Numerical investigation of hydrogen production from methane for small scale stationary PEM fuel cell applications

Abstract

The steady-state behaviour of the fuel processor system consisting of a catalytic indirect partial oxidation reactor (combined total oxidation/steam reforming), a water-gas shift converter and a preferential carbon monoxide oxidation reactor for conversion of methane to hydrogen for use in small scale fuel cell applications is investigated using computer-based modeling/simulation techniques. Steady-state simulation and sizing of reactors, which are considered to be packed-bed tubular type, are carried out for six different feed ratio ((methane/oxygen, steam/methane) = (2.24, 1.17), (1.89, 1.56)) /PEMFC power output (500, 1000, 1500 W) configurations. Material balance calculations are executed to obtain the flow rates of each species at each stream. These results are then used in reactor modeling and simulation studies as boundary conditions to estimate the size of the reactors in terms of catalyst weight. A one-dimensional pseudohomogeneous reactor model is used for modeling and simulation purposes. Reactor dimensions and catalyst particle diameter are then estimated by using a set of criteria to quantify interfacial heat and intraparticle mass transfer resistances and flow behaviour in packed beds.

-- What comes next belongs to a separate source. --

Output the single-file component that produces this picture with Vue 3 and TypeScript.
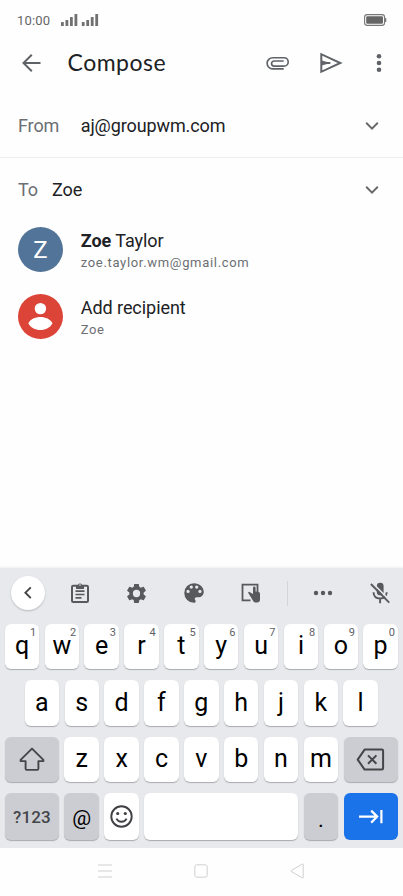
<script setup lang="ts">
interface Key {
  label: string
  hint?: string
}

interface Suggestion {
  strong: string
  rest: string
  detail: string
  kind: 'initial' | 'person'
}

const topRow: Key[] = 'qwertyuiop'.split('').map((label, i) => ({ label, hint: String((i + 1) % 10) }))
const homeRow: Key[] = 'asdfghjkl'.split('').map((label) => ({ label }))
const bottomRow: Key[] = 'zxcvbnm'.split('').map((label) => ({ label }))
const bars: number[] = [4, 6, 9, 12]

const suggestions: Suggestion[] = [
  { strong: 'Zoe', rest: ' Taylor', detail: 'zoe.taylor.wm@gmail.com', kind: 'initial' },
  { strong: '', rest: 'Add recipient', detail: 'Zoe', kind: 'person' },
]
</script>

<template>
  <main class="screen">
    <header class="status">
      <span class="clock">10:00</span>
      <svg class="signal" width="38" height="12" viewBox="0 0 38 12">
        <g v-for="s in 2" :key="s">
          <rect v-for="(h, i) in bars" :key="i" :x="(s - 1) * 20.8 + i * 4.5" :y="12 - h" width="2.8" :height="h" rx=".6" fill="#707070" />
        </g>
      </svg>
      <svg class="battery" width="23" height="12" viewBox="0 0 23 12">
        <rect x=".6" y=".6" width="20" height="10.8" rx="2.6" fill="none" stroke="#777" stroke-width="1.1" />
        <rect x="2.2" y="2.2" width="16.8" height="7.6" rx="1.2" fill="#666" />
        <rect x="21" y="4" width="1.3" height="4" rx=".6" fill="#777" />
      </svg>
    </header>

    <nav class="appbar">
      <svg class="back" width="26" height="26" viewBox="0 0 26 26" fill="none" stroke="#5f6368" stroke-width="2">
        <path d="M21.5 13H5M12.800 4.700 4.500 13l8.300 8.300" />
      </svg>
      <h1>Compose</h1>
      <svg class="clip" width="24" height="14" viewBox="0 0 24 14" fill="none" stroke="#5f6368" stroke-width="1.65">
        <path d="M17.700 12.900H6.700a5.600 5.600 0 0 1 0-11.200h11.300a4.200 4.200 0 0 1 0 8.400H8.100a2.500 2.500 0 0 1 0-5.100h9.600" />
      </svg>
      <svg class="send" width="24" height="22" viewBox="0 0 24 22">
        <path d="M2.3 2.2v17.6L21.3 11zM2.3 11h9" fill="none" stroke="#5f6368" stroke-width="2" />
        <path d="M2.5 8.4 12 11l-9.5 2.6z" fill="#5f6368" />
      </svg>
      <svg class="more" width="6" height="20" viewBox="0 0 6 20" fill="#5f6368">
        <circle cx="3" cy="3.2" r="2.3" /><circle cx="3" cy="10" r="2.3" /><circle cx="3" cy="16.7" r="2.3" />
      </svg>
    </nav>

    <section class="field from">
      <span class="name">From</span>
      <span class="value">aj@groupwm.com</span>
      <svg class="chevron" width="14" height="10" viewBox="0 0 14 10"><path d="m1.2 1.8 5.8 5.8 5.8-5.8" /></svg>
    </section>
    <section class="field to">
      <span class="name">To</span>
      <span class="value">Zoe</span>
      <svg class="chevron" width="14" height="10" viewBox="0 0 14 10"><path d="m1.2 1.8 5.8 5.8 5.8-5.8" /></svg>
    </section>

    <ul class="suggestions">
      <li v-for="item in suggestions" :key="item.detail">
        <span class="avatar" :class="item.kind">
          <template v-if="item.kind === 'initial'">Z</template>
          <svg v-else width="45" height="45" viewBox="0 0 45 45" fill="#fff">
            <circle cx="22.4" cy="14.6" r="5.7" />
            <path d="M10.3 29.2c2.2-4 6.8-6.2 12.1-6.2s9.9 2.2 12.1 6.2c-2.2 4.3-6.8 6.8-12.1 6.8s-9.9-2.5-12.1-6.8z" />
          </svg>
        </span>
        <div class="who">
          <div class="title"><b>{{ item.strong }}</b>{{ item.rest }}</div>
          <div class="detail">{{ item.detail }}</div>
        </div>
      </li>
    </ul>

    <section class="keyboard">
      <div class="tools">
        <span class="collapse">
          <svg width="12" height="14" viewBox="0 0 12 14" fill="none" stroke="#444" stroke-width="1.9"><path d="M8.8 1.3 3.4 6.700l5.4 5.400" /></svg>
        </span>
        <span class="tool">
          <svg width="20" height="22" viewBox="0 0 20 22">
            <rect x="2" y="3.7" width="16" height="16.3" rx="1.2" fill="none" stroke="#58595c" stroke-width="2" />
            <path d="M6 3h2a2.1 2.1 0 0 1 4 0h2v4H6z" fill="#58595c" />
            <circle cx="10" cy="3" r=".8" fill="#e8e9ed" />
            <path d="M5.5 9.2h9M5.5 12.5h9M5.5 15.9h6" stroke="#58595c" stroke-width="1.7" />
          </svg>
        </span>
        <span class="tool">
          <svg width="23" height="23" viewBox="0 0 24 24" fill="#58595c">
            <path d="M19.43 12.98c.04-.32.07-.64.07-.98s-.03-.66-.07-.98l2.11-1.65c.19-.15.24-.42.12-.64l-2-3.46c-.12-.22-.39-.3-.61-.22l-2.49 1c-.52-.4-1.08-.73-1.69-.98l-.38-2.65A.488.488 0 0 0 14 2h-4c-.25 0-.46.18-.49.42l-.38 2.65c-.61.25-1.17.59-1.69.98l-2.49-1c-.23-.09-.49 0-.61.22l-2 3.46c-.13.22-.07.49.12.64l2.11 1.65c-.04.32-.07.65-.07.98s.03.66.07.98l-2.11 1.65c-.19.15-.24.42-.12.64l2 3.46c.12.22.39.3.61.22l2.49-1c.52.4 1.08.73 1.69.98l.38 2.65c.03.24.24.42.49.42h4c.25 0 .46-.18.49-.42l.38-2.65c.61-.25 1.17-.59 1.69-.98l2.49 1c.23.09.49 0 .61-.22l2-3.46c.12-.22.07-.49-.12-.64zM12 15.8a3.8 3.8 0 1 1 0-7.6 3.8 3.8 0 0 1 0 7.6z" />
          </svg>
        </span>
        <span class="tool">
          <svg width="26" height="26" viewBox="0 0 24 24" fill="#58595c">
            <path d="M12 3a9 9 0 0 0 0 18c.83 0 1.5-.67 1.5-1.5 0-.39-.15-.74-.39-1.01-.23-.26-.38-.61-.38-.99 0-.83.67-1.5 1.5-1.5H16c2.76 0 5-2.24 5-5 0-4.42-4.03-8-9-8zm-5.5 9a1.5 1.5 0 1 1 0-3 1.5 1.5 0 0 1 0 3zm3-4a1.5 1.5 0 1 1 0-3 1.5 1.5 0 0 1 0 3zm5 0a1.5 1.5 0 1 1 0-3 1.5 1.5 0 0 1 0 3zm3 4a1.5 1.5 0 1 1 0-3 1.5 1.5 0 0 1 0 3z" />
          </svg>
        </span>
        <span class="tool">
          <svg width="20" height="20" viewBox="0 0 20 20">
            <path d="M16.5 9V1.700H1.500v15.600h8" fill="none" stroke="#58595c" stroke-width="1.800" />
            <path d="M7 9.500l1-.8 4 2.300V4.800q0-1.300 1.300-1.300t1.300 1.300v3.700l3 .6q1.400.3 1.400 1.600v5.500q0 3.200-3 3.200h-1.500q-1.200 0-2-1z" fill="#58595c" />
          </svg>
        </span>
        <span class="divider"></span>
        <span class="tool dots">
          <svg width="20" height="6" viewBox="0 0 20 6" fill="#58595c"><circle cx="3" cy="3" r="2.2" /><circle cx="10" cy="3" r="2.2" /><circle cx="17" cy="3" r="2.2" /></svg>
        </span>
        <span class="tool mic">
          <svg width="22" height="24" viewBox="0 0 22 24">
            <rect x="7.8" y="1.8" width="6.8" height="12.5" rx="3.4" fill="#58595c" />
            <path d="M4.5 11.3c.2 3.9 2.9 6.2 6.6 6.2s6.4-2.3 6.6-6.2M11.1 17.5v4.7" fill="none" stroke="#58595c" stroke-width="1.9" />
            <path d="m3.3 1.8 18 18.2" stroke="#e8e9ed" stroke-width="1.7" />
            <path d="m1.9 3 18.3 18.6" stroke="#58595c" stroke-width="1.9" />
          </svg>
        </span>
      </div>

      <div class="row">
        <span v-for="k in topRow" :key="k.label" class="key">{{ k.label }}<i class="hint">{{ k.hint }}</i></span>
      </div>
      <div class="row home">
        <span v-for="k in homeRow" :key="k.label" class="key">{{ k.label }}</span>
      </div>
      <div class="row">
        <span class="key grey wide icon">
          <svg width="28" height="26" viewBox="0 0 28 26" fill="none" stroke="#444549" stroke-width="1.9" stroke-linejoin="round">
            <path d="M14 2.6 2.6 13.900v1.200h5v7.600q0 1.200 1.200 1.200h10.400q1.200 0 1.200-1.200v-7.600h5v-1.200z" />
          </svg>
        </span>
        <span v-for="k in bottomRow" :key="k.label" class="key">{{ k.label }}</span>
        <span class="key grey wide icon">
          <svg width="30" height="24" viewBox="0 0 30 24" fill="none" stroke="#444549" stroke-width="2" stroke-linejoin="round">
            <path d="M8.600 2.600h17.200q1.300 0 1.300 1.300v17.400q0 1.300-1.300 1.300H8.600L1.700 12.600zM12 8.400l8.400 8.400M20.400 8.400 12 16.800" />
          </svg>
        </span>
      </div>
      <div class="row last">
        <span class="key grey wide mode">?123</span>
        <span class="key grey at">@</span>
        <span class="key icon">
          <svg width="24" height="24" viewBox="0 0 24 24" fill="none" stroke="#404145" stroke-width="1.9">
            <circle cx="11.500" cy="11.500" r="10.200" />
            <path d="M6.400 13.700c1 2 2.900 3.100 5.100 3.100s4.100-1.100 5.100-3.100" />
            <circle cx="7.700" cy="8.500" r="1.600" fill="#404145" stroke="none" /><circle cx="15.300" cy="8.500" r="1.600" fill="#404145" stroke="none" />
          </svg>
        </span>
        <span class="key space"></span>
        <span class="key grey period">.</span>
        <span class="key enter wide">
          <svg width="26" height="16" viewBox="0 0 26 16" fill="none" stroke="#fff" stroke-width="2.2"><path d="M1 7.6h18.2M13.2 1.6l6 6-6 6M23.4 1v13.2" /></svg>
        </span>
      </div>
    </section>

    <footer class="system">
      <svg width="14" height="14" viewBox="0 0 14 14" stroke="#d0d0d0"><path d="M0 1h14M0 7h14M0 13h14" /></svg>
      <svg width="14" height="14" viewBox="0 0 14 14" fill="none" stroke="#d0d0d0"><rect x=".8" y=".8" width="12.4" height="12.4" rx="2" /></svg>
      <svg width="14" height="16" viewBox="0 0 14 16" fill="none" stroke="#d0d0d0"><path d="M13.2 1.3v13.4q0 .7-.7.3L1.1 8.400q-.5-.4 0-.8L12.500 1q.7-.4.7.3z" /></svg>
    </footer>
  </main>
</template>

<style>
body {
  margin: 0;
  background: #fefefe;
}
</style>

<style scoped>
.screen {
  display: flex;
  flex-direction: column;
  width: 403px;
  height: 896px;
  overflow: hidden;
  background: #fefefe;
  color: #202124;
  font-family: Roboto, 'Liberation Sans', sans-serif;
}
svg {
  display: block;
  flex: none;
}
.status {
  display: flex;
  align-items: center;
  box-sizing: border-box;
  height: 40px;
  padding: 0 16px 0 17px;
  color: #666;
  font-size: 13px;
  letter-spacing: .2px;
}
.clock {
  width: 44px;
  padding-top: 1px;
}
.battery {
  margin-left: auto;
}
.appbar {
  display: flex;
  align-items: center;
  box-sizing: border-box;
  height: 46px;
  padding: 0 21.5px 0 18.5px;
}
.appbar h1 {
  width: 198px;
  margin: 0 0 2px 23px;
  font: 400 23px/28px Lato, sans-serif;
  letter-spacing: .5px;
}
.send {
  margin-left: 29.5px;
}
.more {
  margin-left: auto;
}
.field {
  display: flex;
  align-items: center;
  box-sizing: border-box;
  padding: 0 24.5px 0 18px;
  font-size: 18px;
  line-height: 24px;
  letter-spacing: -.1px;
}
.from {
  height: 72px;
  padding-top: 9px;
  border-bottom: 1px solid #eeeeef;
}
.to {
  height: 58px;
  padding-top: 5px;
}
.name {
  width: 62.7px;
  color: #6c6f73;
}
.to .name {
  width: 34px;
}
.chevron {
  margin-left: auto;
  fill: none;
  stroke: #6a6a6a;
  stroke-width: 2;
}
.suggestions {
  flex: 1;
  margin: 0;
  padding: 0;
  list-style: none;
}
.suggestions li {
  display: flex;
  align-items: center;
  height: 67px;
  padding-left: 18px;
}
.avatar {
  display: grid;
  place-items: center;
  width: 45px;
  height: 45px;
  border-radius: 50%;
  background: #527499;
  color: #fff;
  font-size: 24px;
}
.avatar.person {
  background: #db4437;
}
.who {
  margin: 3px 0 0 17.7px;
}
.title {
  font-size: 18px;
  line-height: 22px;
  letter-spacing: -.05px;
}
.title b {
  font-weight: 700;
}
.detail {
  padding-top: 1px;
  color: #6c6f73;
  font-size: 13px;
  line-height: 20px;
  letter-spacing: .68px;
}
.keyboard {
  box-sizing: border-box;
  height: 280px;
  padding: 0 5.2px 0 4.8px;
  background: #e8e9ed;
  box-shadow: 0 -1px 2px #eeeeef;
}
.tools {
  display: flex;
  align-items: center;
  height: 50px;
  margin-bottom: 6px;
}
.collapse,
.tool {
  display: grid;
  place-items: center;
}
.collapse {
  flex: none;
  width: 34px;
  height: 34px;
  margin: 0 6.2px;
  border-radius: 50%;
  background: #fff;
  box-shadow: 0 1px 2px #b8b9bd;
}
.tool {
  flex: 0 0 57.2px;
}
.divider {
  flex: none;
  width: 1px;
  height: 25px;
  margin-left: 6.8px;
  background: #d4d5d9;
}
.tool.dots {
  flex-basis: 71px;
}
.tool.mic {
  flex-basis: 43.5px;
}
.row {
  display: flex;
  gap: 5.4px;
  height: 45.3px;
  margin-bottom: 11.1px;
}
.home {
  padding: 0 19.9px;
}
.last {
  height: 47px;
  margin: 0;
}
.key {
  position: relative;
  display: flex;
  align-items: center;
  justify-content: center;
  box-sizing: border-box;
  flex: 1 1 0;
  padding-bottom: 2px;
  border-radius: 6px;
  background: #fff;
  box-shadow: 0 1px 1px #a9aaae;
  color: #000;
  font-size: 25px;
}
.wide {
  flex: 0 0 54.3px;
}
.icon {
  padding-bottom: 0;
}
.grey {
  background: #cccdd2;
}
.hint {
  position: absolute;
  top: 2px;
  right: 3px;
  color: #606165;
  font: normal 11px/13px Roboto, sans-serif;
}
.last .key {
  flex-basis: 34.44px;
  flex-grow: 0;
}
.last .wide {
  flex-basis: 54.3px;
}
.last .space {
  flex: 1;
}
.mode {
  padding-bottom: 0;
  color: #444549;
  font-size: 17px;
  font-weight: 500;
  letter-spacing: .1px;
}
.at {
  padding: 3px 0 0;
  font-size: 21px;
}
.period {
  padding: 6px 0 0;
  font-size: 22px;
}
.enter {
  padding-bottom: 0;
  background: #1a73e8;
  box-shadow: none;
}
.system {
  display: flex;
  align-items: center;
  justify-content: space-between;
  box-sizing: border-box;
  height: 48px;
  padding: 0 99px 2px 98px;
}
</style>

Total pressure change along the reactor tube is also checked such that the dimensions do not lead to excessive pressure drop. Catalyst quantity in each reactor is found to increase almost linearly with the power output of the PEMFC at both feed compositions. Lengths and diameters estimated for IPOX, WGS and PROX reactors are also found to increase with increasing PEMFC power output. Total system volume, excluding the piping, pumping and heat exchange units, is estimated to be 0.49, 0.98 and 1.51 liters for 500, 1000 and 1500 W of PEMFC power outputs, respectively.